1. Only movie in recent memory that makes me hope for a special-edition DVD so I can sit and watch making-of featurettes all night long to answer the record number of “HOW did they DO that”s which hit me during the screening.

2. Best use of 3D that I have ever seen. Implemented not to throw stuff at the audience’s face, but to bring us into the movie’s world and immerse us in all the handcrafted marvels within.

3. And a good, extremely imaginative story on top of that. The plotting gets a little video-game problem-solvey towards the end and Coraline’s own character could use more exploration, but hey, even WALL-E had problems. No need to nitpick when there’s so much here worth appreciating.
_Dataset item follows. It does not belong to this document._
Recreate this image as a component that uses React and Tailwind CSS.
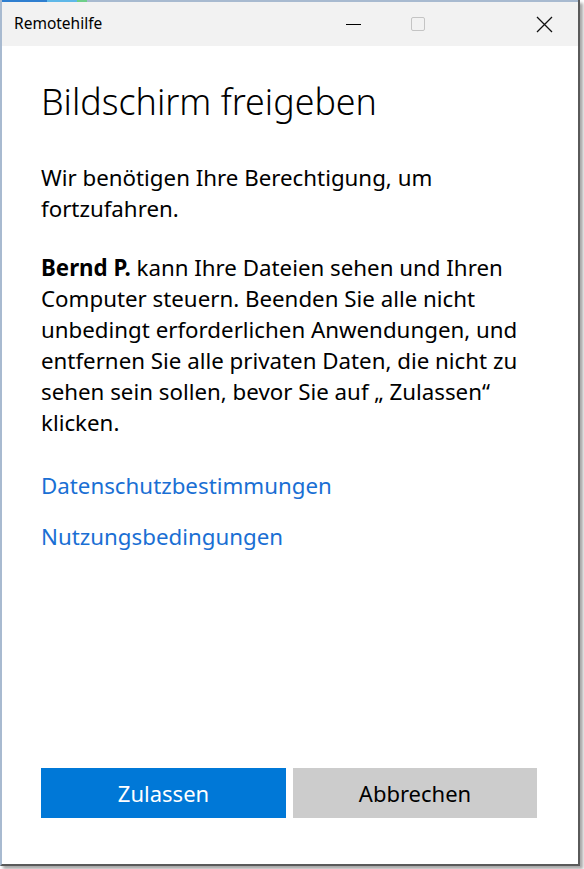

Mopey-teen title character deals with her new home and inattentive parents. Meets a talkative, twitchy boy with the disturbing-in-a-kids-movie name of Whyborn, a flea-training circus strongman neighbor, and two candy-appreciating, dog-collecting women who are also washed-up performers. Then Coraline finds a doorway into John Malkovich’s head, where dad is robotically nice (and sings just like They Might Be Giants), the performing neighbors are impossibly entertaining, and Whyborn shuts up… all catering to Coraline’s desire that everything should center around her. Fortunately, a stray cat fills her in on the diabolical reality involving an interdimensional witch who steals the eyes of children, and even more fortunately, the witch stupidly allows Coraline to bargain and cheat her way home, leading to a happy ending where C. has learned to better appreciate her real life.

Also: the armatures were fantastic! Guy named Jeremy Spake was their armaturist… I imagine we’ll be seeing big things from him in the future.